***** Task inputs *****

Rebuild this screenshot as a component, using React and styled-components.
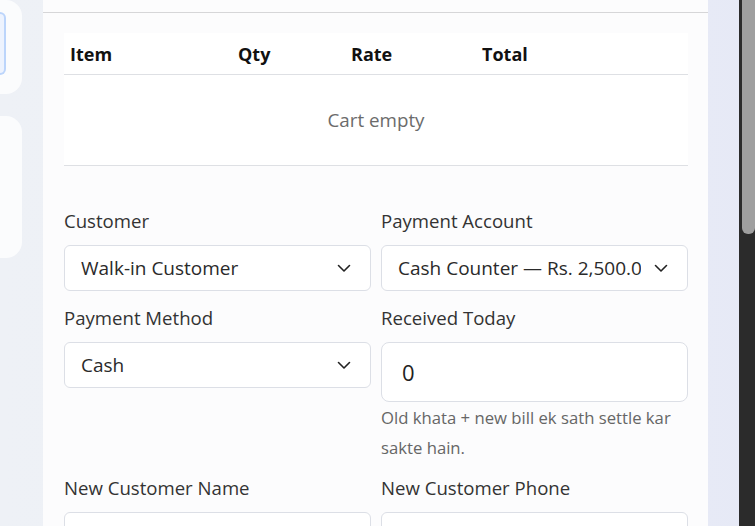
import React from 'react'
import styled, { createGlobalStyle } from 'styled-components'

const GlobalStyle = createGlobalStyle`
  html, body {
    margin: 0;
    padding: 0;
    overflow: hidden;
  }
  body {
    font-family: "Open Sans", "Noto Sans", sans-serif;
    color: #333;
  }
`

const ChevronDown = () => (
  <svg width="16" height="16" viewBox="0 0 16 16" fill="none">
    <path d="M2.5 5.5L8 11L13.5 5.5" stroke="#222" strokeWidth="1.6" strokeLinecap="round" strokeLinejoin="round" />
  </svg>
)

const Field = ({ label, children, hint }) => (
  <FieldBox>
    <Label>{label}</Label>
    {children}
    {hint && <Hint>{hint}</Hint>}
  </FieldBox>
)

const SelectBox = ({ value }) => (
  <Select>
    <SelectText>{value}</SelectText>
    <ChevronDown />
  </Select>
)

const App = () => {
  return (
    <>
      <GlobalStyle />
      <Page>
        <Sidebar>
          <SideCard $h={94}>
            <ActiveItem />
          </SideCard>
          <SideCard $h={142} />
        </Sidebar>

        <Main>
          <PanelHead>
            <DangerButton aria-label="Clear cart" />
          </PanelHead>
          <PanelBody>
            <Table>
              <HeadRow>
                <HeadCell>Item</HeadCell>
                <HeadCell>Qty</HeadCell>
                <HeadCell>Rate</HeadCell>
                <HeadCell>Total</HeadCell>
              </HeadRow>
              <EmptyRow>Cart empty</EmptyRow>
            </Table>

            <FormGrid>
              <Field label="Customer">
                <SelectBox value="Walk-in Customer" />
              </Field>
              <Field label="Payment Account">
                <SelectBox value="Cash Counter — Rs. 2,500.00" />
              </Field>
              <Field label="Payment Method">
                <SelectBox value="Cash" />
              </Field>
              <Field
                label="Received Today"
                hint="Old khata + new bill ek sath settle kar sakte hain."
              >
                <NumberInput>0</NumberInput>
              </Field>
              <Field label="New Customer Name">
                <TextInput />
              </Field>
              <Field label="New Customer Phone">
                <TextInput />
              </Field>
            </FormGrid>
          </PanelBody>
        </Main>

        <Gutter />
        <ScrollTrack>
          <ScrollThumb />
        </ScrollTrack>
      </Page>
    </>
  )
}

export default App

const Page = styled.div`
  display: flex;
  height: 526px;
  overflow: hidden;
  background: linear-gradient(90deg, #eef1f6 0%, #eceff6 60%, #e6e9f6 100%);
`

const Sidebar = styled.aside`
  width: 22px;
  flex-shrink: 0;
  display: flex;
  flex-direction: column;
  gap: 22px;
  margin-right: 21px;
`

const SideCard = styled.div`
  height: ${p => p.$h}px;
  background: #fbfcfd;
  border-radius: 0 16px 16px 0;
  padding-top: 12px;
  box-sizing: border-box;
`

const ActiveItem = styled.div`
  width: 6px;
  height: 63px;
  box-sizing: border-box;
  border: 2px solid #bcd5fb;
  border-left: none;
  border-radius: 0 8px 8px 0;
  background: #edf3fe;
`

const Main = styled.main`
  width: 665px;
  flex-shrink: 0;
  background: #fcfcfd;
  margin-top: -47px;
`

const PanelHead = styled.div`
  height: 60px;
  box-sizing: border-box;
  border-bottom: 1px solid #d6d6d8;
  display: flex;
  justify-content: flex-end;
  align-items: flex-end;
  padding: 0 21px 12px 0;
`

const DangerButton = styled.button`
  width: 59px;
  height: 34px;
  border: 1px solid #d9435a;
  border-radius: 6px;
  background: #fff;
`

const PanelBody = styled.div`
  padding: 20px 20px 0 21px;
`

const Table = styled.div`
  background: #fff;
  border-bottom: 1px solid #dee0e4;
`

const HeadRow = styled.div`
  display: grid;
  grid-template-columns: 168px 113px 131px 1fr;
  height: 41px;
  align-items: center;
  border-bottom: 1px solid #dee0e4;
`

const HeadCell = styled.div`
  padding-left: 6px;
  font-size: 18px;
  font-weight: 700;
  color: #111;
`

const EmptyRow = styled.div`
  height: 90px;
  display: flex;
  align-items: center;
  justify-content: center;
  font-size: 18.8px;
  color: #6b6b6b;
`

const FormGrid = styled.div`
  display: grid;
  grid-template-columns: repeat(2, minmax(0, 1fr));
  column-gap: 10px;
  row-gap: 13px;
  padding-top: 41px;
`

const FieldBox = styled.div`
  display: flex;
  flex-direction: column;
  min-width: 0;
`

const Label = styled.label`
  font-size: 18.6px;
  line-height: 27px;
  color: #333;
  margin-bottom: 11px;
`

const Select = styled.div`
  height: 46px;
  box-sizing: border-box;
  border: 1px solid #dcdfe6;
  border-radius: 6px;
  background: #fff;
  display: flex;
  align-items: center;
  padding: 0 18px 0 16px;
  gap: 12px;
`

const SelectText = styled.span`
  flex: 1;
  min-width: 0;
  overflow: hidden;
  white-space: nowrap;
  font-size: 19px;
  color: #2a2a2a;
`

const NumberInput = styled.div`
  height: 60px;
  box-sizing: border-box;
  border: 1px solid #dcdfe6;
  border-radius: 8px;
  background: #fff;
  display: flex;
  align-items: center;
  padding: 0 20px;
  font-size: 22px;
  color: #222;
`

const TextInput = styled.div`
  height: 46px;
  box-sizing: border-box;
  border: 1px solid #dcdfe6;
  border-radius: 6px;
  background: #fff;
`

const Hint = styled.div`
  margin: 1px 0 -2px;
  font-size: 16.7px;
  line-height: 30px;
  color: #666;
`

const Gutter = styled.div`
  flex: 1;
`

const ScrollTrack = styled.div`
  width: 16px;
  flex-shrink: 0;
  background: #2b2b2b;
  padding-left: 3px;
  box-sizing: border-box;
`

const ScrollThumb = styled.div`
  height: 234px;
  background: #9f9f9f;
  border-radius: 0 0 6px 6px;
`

*****
***** Task inputs *****

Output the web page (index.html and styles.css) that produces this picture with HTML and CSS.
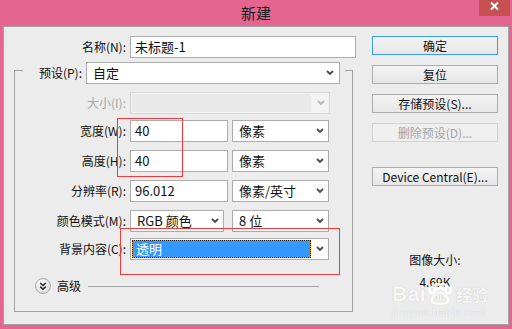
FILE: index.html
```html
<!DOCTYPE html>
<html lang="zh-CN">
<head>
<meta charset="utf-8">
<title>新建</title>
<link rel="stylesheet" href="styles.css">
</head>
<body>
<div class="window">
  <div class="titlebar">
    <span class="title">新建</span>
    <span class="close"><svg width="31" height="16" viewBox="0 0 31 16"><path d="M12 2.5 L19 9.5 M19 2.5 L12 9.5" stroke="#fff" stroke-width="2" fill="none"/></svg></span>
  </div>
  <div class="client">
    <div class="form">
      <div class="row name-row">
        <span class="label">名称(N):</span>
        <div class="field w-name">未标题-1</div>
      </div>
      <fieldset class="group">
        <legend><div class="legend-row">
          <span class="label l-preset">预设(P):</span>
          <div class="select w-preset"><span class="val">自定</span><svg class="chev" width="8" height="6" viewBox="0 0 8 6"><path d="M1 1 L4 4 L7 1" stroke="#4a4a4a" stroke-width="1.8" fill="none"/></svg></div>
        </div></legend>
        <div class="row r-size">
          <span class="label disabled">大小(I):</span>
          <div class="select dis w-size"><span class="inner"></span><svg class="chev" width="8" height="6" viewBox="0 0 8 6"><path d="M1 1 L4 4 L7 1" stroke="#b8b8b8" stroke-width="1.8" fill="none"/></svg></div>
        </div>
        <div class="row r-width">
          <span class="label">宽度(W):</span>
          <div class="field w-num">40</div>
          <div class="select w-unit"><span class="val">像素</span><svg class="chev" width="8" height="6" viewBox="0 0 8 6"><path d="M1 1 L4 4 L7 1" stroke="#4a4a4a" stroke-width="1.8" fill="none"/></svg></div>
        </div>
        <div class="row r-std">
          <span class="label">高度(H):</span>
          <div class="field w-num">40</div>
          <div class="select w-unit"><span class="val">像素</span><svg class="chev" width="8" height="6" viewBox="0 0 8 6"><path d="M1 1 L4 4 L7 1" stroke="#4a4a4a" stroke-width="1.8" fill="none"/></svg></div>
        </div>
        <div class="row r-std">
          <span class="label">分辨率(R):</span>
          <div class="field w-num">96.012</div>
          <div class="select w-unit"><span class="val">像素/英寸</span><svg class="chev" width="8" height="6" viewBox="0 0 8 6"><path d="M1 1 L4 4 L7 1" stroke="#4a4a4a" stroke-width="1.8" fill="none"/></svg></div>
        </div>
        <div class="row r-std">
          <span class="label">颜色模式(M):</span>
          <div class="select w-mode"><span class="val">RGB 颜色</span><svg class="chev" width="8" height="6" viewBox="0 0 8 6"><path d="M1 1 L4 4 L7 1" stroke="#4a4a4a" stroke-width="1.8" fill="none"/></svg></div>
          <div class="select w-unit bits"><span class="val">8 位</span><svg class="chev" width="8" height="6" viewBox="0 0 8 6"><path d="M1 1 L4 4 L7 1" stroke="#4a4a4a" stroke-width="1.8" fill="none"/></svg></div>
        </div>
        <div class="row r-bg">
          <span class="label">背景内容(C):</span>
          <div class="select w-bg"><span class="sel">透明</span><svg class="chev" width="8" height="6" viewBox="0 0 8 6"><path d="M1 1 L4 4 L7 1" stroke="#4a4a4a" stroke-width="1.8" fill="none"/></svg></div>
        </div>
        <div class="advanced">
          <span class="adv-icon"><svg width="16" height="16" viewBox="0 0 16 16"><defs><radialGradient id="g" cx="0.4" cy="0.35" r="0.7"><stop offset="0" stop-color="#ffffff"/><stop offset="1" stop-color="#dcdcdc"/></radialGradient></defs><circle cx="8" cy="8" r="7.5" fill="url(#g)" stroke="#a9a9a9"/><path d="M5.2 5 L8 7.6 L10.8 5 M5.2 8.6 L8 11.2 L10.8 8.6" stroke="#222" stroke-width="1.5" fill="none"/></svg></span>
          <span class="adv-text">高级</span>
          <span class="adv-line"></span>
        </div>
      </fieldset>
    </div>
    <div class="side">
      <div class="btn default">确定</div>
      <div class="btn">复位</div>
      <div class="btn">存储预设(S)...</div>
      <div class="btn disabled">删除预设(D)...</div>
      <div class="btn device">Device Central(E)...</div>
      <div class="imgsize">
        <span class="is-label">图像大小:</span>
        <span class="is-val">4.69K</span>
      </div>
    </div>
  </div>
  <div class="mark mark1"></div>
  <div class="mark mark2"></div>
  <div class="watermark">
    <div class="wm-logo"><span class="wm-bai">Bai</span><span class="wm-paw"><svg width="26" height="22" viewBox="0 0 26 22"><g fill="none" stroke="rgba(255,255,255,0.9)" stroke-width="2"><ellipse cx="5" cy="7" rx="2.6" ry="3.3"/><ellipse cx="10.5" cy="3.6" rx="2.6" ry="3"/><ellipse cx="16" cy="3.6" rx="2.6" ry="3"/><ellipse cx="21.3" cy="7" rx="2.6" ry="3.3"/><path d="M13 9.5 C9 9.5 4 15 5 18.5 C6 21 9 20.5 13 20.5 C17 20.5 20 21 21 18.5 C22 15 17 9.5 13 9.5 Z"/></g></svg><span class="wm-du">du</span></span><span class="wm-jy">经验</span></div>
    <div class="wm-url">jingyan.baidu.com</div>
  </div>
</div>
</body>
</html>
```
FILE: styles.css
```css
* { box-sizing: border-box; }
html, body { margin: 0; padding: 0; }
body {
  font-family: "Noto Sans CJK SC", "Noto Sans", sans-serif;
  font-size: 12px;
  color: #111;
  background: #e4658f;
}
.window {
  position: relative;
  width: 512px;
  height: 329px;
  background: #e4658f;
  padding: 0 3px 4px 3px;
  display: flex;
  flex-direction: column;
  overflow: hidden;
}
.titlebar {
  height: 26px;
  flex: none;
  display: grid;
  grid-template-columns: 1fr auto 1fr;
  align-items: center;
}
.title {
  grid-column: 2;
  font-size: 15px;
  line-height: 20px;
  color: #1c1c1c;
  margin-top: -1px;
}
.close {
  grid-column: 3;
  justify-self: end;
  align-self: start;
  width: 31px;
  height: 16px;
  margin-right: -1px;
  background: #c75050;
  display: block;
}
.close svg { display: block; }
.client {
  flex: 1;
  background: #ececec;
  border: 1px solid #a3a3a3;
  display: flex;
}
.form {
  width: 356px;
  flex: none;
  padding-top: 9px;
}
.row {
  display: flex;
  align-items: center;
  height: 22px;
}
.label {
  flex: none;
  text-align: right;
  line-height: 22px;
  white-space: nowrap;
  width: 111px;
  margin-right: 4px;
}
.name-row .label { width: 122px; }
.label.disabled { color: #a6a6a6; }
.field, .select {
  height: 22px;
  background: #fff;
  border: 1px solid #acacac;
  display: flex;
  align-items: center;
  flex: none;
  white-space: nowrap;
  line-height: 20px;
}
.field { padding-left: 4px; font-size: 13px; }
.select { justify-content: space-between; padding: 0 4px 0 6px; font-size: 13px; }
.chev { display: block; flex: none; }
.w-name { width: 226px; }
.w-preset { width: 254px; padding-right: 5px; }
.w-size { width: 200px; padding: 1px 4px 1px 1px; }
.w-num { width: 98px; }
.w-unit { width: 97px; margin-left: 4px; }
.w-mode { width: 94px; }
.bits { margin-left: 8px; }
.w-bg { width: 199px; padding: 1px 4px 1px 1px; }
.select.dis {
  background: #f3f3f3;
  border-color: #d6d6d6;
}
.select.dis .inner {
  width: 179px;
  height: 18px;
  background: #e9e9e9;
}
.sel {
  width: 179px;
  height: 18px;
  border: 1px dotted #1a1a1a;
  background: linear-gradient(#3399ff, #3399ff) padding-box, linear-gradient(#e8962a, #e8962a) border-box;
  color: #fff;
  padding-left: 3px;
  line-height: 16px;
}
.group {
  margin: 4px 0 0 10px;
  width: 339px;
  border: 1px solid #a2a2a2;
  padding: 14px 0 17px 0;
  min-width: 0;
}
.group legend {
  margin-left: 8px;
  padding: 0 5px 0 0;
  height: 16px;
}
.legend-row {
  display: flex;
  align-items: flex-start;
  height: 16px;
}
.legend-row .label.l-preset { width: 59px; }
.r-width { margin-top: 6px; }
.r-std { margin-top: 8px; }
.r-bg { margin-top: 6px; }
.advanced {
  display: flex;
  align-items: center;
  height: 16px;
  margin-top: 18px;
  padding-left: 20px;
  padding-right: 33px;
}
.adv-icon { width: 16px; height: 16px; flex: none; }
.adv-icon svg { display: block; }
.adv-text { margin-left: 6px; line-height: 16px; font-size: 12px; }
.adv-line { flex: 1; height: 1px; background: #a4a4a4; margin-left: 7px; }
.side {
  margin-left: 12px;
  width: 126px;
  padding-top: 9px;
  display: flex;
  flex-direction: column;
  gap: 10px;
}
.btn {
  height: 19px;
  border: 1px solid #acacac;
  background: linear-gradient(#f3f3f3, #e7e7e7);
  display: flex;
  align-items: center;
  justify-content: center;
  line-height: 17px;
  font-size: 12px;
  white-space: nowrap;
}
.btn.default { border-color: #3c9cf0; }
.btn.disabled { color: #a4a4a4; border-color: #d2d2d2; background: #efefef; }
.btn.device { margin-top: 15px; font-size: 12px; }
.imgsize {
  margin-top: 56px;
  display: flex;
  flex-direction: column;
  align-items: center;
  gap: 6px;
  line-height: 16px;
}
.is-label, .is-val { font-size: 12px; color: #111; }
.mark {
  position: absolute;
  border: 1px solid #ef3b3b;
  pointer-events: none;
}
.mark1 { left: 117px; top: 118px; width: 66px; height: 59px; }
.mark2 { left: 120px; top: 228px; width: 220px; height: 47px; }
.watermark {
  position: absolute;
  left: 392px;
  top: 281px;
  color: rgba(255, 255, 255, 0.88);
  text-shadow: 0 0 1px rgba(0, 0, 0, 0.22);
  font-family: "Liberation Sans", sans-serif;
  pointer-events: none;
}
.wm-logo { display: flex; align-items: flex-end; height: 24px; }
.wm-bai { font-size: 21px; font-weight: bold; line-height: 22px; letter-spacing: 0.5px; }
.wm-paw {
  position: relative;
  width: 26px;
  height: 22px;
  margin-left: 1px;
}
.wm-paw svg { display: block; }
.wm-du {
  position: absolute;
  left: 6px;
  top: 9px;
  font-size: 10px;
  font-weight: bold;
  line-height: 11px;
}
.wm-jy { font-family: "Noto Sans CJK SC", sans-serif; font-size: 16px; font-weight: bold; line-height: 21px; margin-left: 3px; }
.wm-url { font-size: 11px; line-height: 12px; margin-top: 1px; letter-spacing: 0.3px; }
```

*****

Copy every line above that holds the word "index".

Output the web page (index.html and styles.css) that produces this picture with HTML and CSS.
FILE: index.html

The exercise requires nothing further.